_Collected data:_
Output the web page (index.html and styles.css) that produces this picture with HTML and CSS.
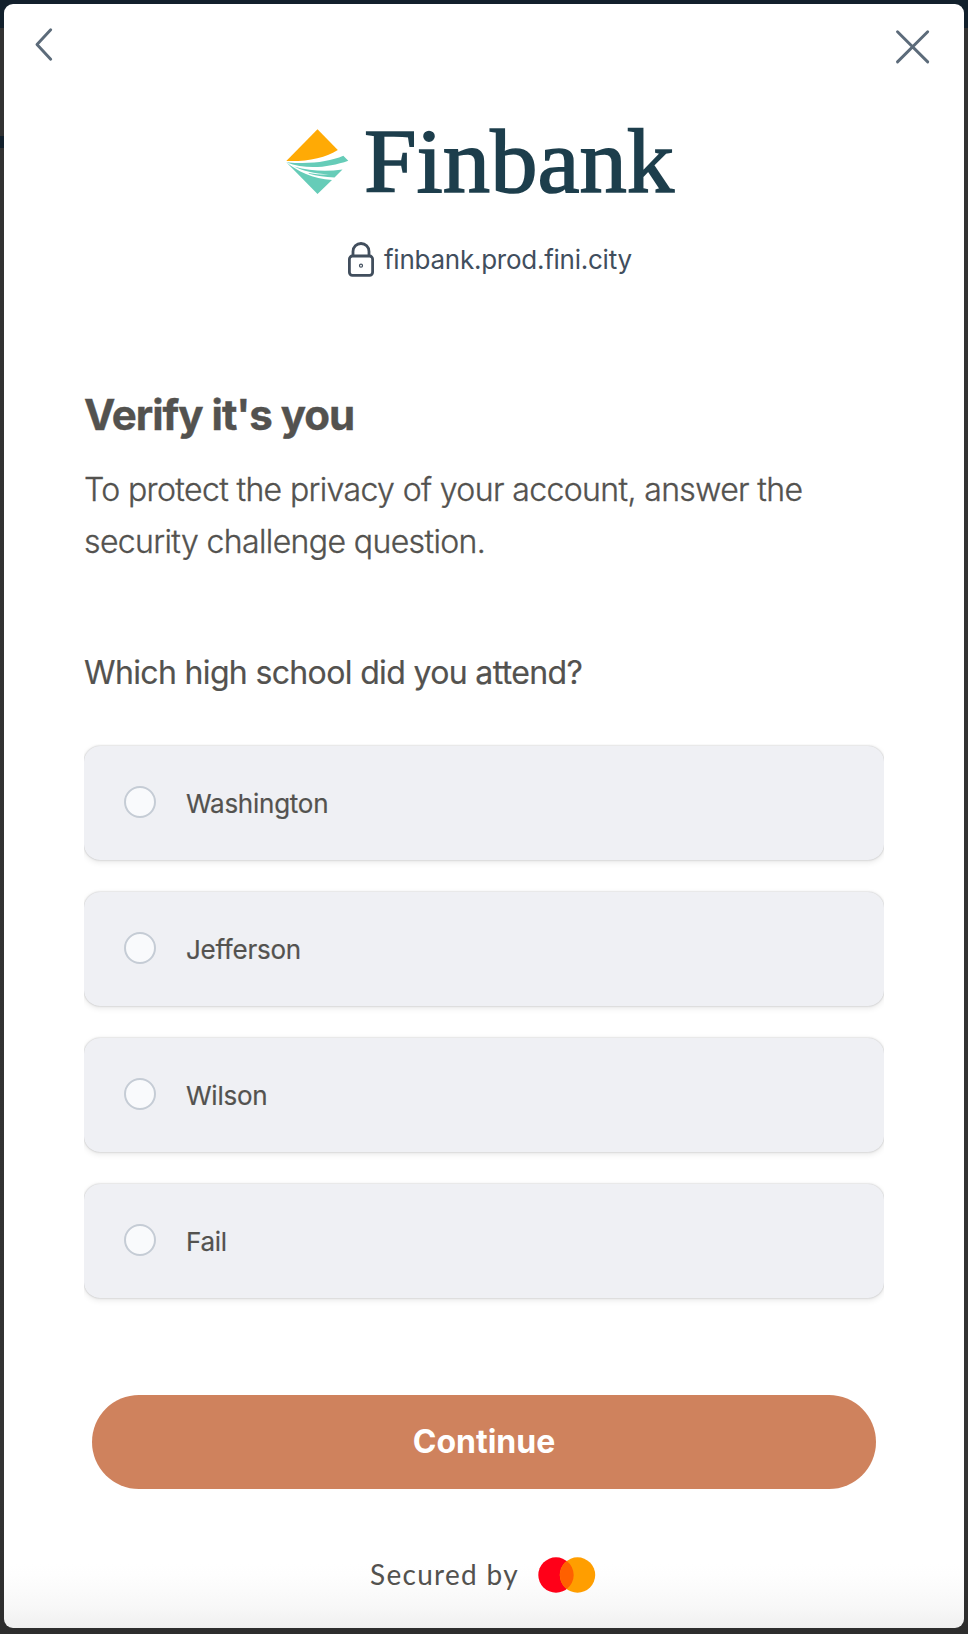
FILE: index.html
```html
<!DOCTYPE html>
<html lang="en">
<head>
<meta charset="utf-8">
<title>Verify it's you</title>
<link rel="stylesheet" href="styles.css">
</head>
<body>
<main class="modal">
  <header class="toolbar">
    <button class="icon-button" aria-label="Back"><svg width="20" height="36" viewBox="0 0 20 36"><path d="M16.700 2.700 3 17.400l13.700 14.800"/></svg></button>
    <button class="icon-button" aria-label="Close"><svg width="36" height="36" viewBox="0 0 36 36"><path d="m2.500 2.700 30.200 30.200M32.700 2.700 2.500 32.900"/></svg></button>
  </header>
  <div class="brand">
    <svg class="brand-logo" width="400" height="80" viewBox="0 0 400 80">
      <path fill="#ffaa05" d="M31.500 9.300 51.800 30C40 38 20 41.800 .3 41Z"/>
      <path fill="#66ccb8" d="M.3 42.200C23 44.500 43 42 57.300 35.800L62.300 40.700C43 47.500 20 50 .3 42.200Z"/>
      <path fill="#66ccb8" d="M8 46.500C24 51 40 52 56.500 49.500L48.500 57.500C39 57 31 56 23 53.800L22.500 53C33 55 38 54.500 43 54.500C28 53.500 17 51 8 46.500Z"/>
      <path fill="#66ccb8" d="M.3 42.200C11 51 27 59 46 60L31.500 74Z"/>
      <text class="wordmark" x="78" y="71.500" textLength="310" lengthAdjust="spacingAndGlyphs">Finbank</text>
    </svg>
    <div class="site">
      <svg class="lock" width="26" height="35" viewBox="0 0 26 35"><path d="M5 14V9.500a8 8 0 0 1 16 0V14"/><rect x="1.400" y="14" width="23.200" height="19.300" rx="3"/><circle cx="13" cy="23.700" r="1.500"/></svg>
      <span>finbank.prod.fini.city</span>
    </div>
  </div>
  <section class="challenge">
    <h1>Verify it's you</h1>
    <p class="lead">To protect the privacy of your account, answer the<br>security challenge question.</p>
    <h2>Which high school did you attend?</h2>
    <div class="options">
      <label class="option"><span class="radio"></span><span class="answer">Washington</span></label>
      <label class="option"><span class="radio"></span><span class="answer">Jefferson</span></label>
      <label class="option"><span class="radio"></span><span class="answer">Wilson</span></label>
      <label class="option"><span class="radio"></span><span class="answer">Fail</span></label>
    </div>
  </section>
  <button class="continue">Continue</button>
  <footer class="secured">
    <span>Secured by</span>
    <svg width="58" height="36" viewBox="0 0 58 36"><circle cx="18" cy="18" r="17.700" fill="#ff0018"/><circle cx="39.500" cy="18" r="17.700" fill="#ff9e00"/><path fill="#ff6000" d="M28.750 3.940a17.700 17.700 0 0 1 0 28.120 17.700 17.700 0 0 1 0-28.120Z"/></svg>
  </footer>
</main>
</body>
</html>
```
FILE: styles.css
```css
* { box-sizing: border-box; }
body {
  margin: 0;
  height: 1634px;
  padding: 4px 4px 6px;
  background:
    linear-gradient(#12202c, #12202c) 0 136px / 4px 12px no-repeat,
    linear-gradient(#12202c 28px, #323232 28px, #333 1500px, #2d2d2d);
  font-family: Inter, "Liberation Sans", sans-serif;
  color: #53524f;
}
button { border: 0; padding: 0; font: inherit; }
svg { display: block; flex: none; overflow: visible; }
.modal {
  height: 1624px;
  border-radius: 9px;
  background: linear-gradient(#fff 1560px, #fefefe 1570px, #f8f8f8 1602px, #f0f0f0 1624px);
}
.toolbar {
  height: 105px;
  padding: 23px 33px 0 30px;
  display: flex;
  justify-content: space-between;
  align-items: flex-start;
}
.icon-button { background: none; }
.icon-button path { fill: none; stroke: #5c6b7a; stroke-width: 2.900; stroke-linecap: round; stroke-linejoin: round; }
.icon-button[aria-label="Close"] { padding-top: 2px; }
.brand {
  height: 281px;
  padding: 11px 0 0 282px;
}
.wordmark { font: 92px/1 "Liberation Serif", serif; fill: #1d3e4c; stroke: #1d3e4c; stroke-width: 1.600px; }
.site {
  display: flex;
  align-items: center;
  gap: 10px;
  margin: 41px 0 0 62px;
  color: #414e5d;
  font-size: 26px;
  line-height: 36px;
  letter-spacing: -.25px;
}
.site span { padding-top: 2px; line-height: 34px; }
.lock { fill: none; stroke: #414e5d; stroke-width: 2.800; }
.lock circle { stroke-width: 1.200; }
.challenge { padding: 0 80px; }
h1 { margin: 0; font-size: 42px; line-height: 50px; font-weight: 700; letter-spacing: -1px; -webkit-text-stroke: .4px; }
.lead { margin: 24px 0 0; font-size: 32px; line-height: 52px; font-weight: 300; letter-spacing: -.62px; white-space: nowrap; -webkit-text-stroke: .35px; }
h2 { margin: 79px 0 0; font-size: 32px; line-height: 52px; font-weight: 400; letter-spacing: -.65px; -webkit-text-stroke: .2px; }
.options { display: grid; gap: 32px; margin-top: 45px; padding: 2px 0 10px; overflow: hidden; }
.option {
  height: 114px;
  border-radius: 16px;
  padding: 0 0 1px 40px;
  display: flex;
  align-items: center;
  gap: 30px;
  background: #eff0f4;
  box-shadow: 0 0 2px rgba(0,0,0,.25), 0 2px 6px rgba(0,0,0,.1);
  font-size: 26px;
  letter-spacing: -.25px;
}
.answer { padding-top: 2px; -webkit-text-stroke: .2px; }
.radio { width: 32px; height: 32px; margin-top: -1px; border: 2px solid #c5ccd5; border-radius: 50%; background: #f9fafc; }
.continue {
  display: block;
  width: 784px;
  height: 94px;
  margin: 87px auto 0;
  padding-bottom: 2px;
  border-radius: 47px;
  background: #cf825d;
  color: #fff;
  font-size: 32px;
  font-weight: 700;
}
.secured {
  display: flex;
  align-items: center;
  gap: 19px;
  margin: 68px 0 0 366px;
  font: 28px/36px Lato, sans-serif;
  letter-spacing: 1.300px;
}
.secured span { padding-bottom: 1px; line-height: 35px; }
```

_What this task involves:_ Repeat the material exactly as it reads, without any of its pictures.

_Result below:_
Output the web page (index.html and styles.css) that produces this picture with HTML and CSS.
FILE: index.html
```html
<!DOCTYPE html>
<html lang="en">
<head>
<meta charset="utf-8">
<title>Verify it's you</title>
<link rel="stylesheet" href="styles.css">
</head>
<body>
<main class="modal">
  <header class="toolbar">
    <button class="icon-button" aria-label="Back"><svg width="20" height="36" viewBox="0 0 20 36"><path d="M16.700 2.700 3 17.400l13.700 14.800"/></svg></button>
    <button class="icon-button" aria-label="Close"><svg width="36" height="36" viewBox="0 0 36 36"><path d="m2.500 2.700 30.200 30.200M32.700 2.700 2.500 32.900"/></svg></button>
  </header>
  <div class="brand">
    <svg class="brand-logo" width="400" height="80" viewBox="0 0 400 80">
      <path fill="#ffaa05" d="M31.500 9.300 51.800 30C40 38 20 41.800 .3 41Z"/>
      <path fill="#66ccb8" d="M.3 42.200C23 44.500 43 42 57.300 35.800L62.300 40.700C43 47.500 20 50 .3 42.200Z"/>
      <path fill="#66ccb8" d="M8 46.500C24 51 40 52 56.500 49.500L48.500 57.500C39 57 31 56 23 53.800L22.500 53C33 55 38 54.500 43 54.500C28 53.500 17 51 8 46.500Z"/>
      <path fill="#66ccb8" d="M.3 42.200C11 51 27 59 46 60L31.500 74Z"/>
      <text class="wordmark" x="78" y="71.500" textLength="310" lengthAdjust="spacingAndGlyphs">Finbank</text>
    </svg>
    <div class="site">
      <svg class="lock" width="26" height="35" viewBox="0 0 26 35"><path d="M5 14V9.500a8 8 0 0 1 16 0V14"/><rect x="1.400" y="14" width="23.200" height="19.300" rx="3"/><circle cx="13" cy="23.700" r="1.500"/></svg>
      <span>finbank.prod.fini.city</span>
    </div>
  </div>
  <section class="challenge">
    <h1>Verify it's you</h1>
    <p class="lead">To protect the privacy of your account, answer the<br>security challenge question.</p>
    <h2>Which high school did you attend?</h2>
    <div class="options">
      <label class="option"><span class="radio"></span><span class="answer">Washington</span></label>
      <label class="option"><span class="radio"></span><span class="answer">Jefferson</span></label>
      <label class="option"><span class="radio"></span><span class="answer">Wilson</span></label>
      <label class="option"><span class="radio"></span><span class="answer">Fail</span></label>
    </div>
  </section>
  <button class="continue">Continue</button>
  <footer class="secured">
    <span>Secured by</span>
    <svg width="58" height="36" viewBox="0 0 58 36"><circle cx="18" cy="18" r="17.700" fill="#ff0018"/><circle cx="39.500" cy="18" r="17.700" fill="#ff9e00"/><path fill="#ff6000" d="M28.750 3.940a17.700 17.700 0 0 1 0 28.120 17.700 17.700 0 0 1 0-28.120Z"/></svg>
  </footer>
</main>
</body>
</html>
```
FILE: styles.css
```css
* { box-sizing: border-box; }
body {
  margin: 0;
  height: 1634px;
  padding: 4px 4px 6px;
  background:
    linear-gradient(#12202c, #12202c) 0 136px / 4px 12px no-repeat,
    linear-gradient(#12202c 28px, #323232 28px, #333 1500px, #2d2d2d);
  font-family: Inter, "Liberation Sans", sans-serif;
  color: #53524f;
}
button { border: 0; padding: 0; font: inherit; }
svg { display: block; flex: none; overflow: visible; }
.modal {
  height: 1624px;
  border-radius: 9px;
  background: linear-gradient(#fff 1560px, #fefefe 1570px, #f8f8f8 1602px, #f0f0f0 1624px);
}
.toolbar {
  height: 105px;
  padding: 23px 33px 0 30px;
  display: flex;
  justify-content: space-between;
  align-items: flex-start;
}
.icon-button { background: none; }
.icon-button path { fill: none; stroke: #5c6b7a; stroke-width: 2.900; stroke-linecap: round; stroke-linejoin: round; }
.icon-button[aria-label="Close"] { padding-top: 2px; }
.brand {
  height: 281px;
  padding: 11px 0 0 282px;
}
.wordmark { font: 92px/1 "Liberation Serif", serif; fill: #1d3e4c; stroke: #1d3e4c; stroke-width: 1.600px; }
.site {
  display: flex;
  align-items: center;
  gap: 10px;
  margin: 41px 0 0 62px;
  color: #414e5d;
  font-size: 26px;
  line-height: 36px;
  letter-spacing: -.25px;
}
.site span { padding-top: 2px; line-height: 34px; }
.lock { fill: none; stroke: #414e5d; stroke-width: 2.800; }
.lock circle { stroke-width: 1.200; }
.challenge { padding: 0 80px; }
h1 { margin: 0; font-size: 42px; line-height: 50px; font-weight: 700; letter-spacing: -1px; -webkit-text-stroke: .4px; }
.lead { margin: 24px 0 0; font-size: 32px; line-height: 52px; font-weight: 300; letter-spacing: -.62px; white-space: nowrap; -webkit-text-stroke: .35px; }
h2 { margin: 79px 0 0; font-size: 32px; line-height: 52px; font-weight: 400; letter-spacing: -.65px; -webkit-text-stroke: .2px; }
.options { display: grid; gap: 32px; margin-top: 45px; padding: 2px 0 10px; overflow: hidden; }
.option {
  height: 114px;
  border-radius: 16px;
  padding: 0 0 1px 40px;
  display: flex;
  align-items: center;
  gap: 30px;
  background: #eff0f4;
  box-shadow: 0 0 2px rgba(0,0,0,.25), 0 2px 6px rgba(0,0,0,.1);
  font-size: 26px;
  letter-spacing: -.25px;
}
.answer { padding-top: 2px; -webkit-text-stroke: .2px; }
.radio { width: 32px; height: 32px; margin-top: -1px; border: 2px solid #c5ccd5; border-radius: 50%; background: #f9fafc; }
.continue {
  display: block;
  width: 784px;
  height: 94px;
  margin: 87px auto 0;
  padding-bottom: 2px;
  border-radius: 47px;
  background: #cf825d;
  color: #fff;
  font-size: 32px;
  font-weight: 700;
}
.secured {
  display: flex;
  align-items: center;
  gap: 19px;
  margin: 68px 0 0 366px;
  font: 28px/36px Lato, sans-serif;
  letter-spacing: 1.300px;
}
.secured span { padding-bottom: 1px; line-height: 35px; }
```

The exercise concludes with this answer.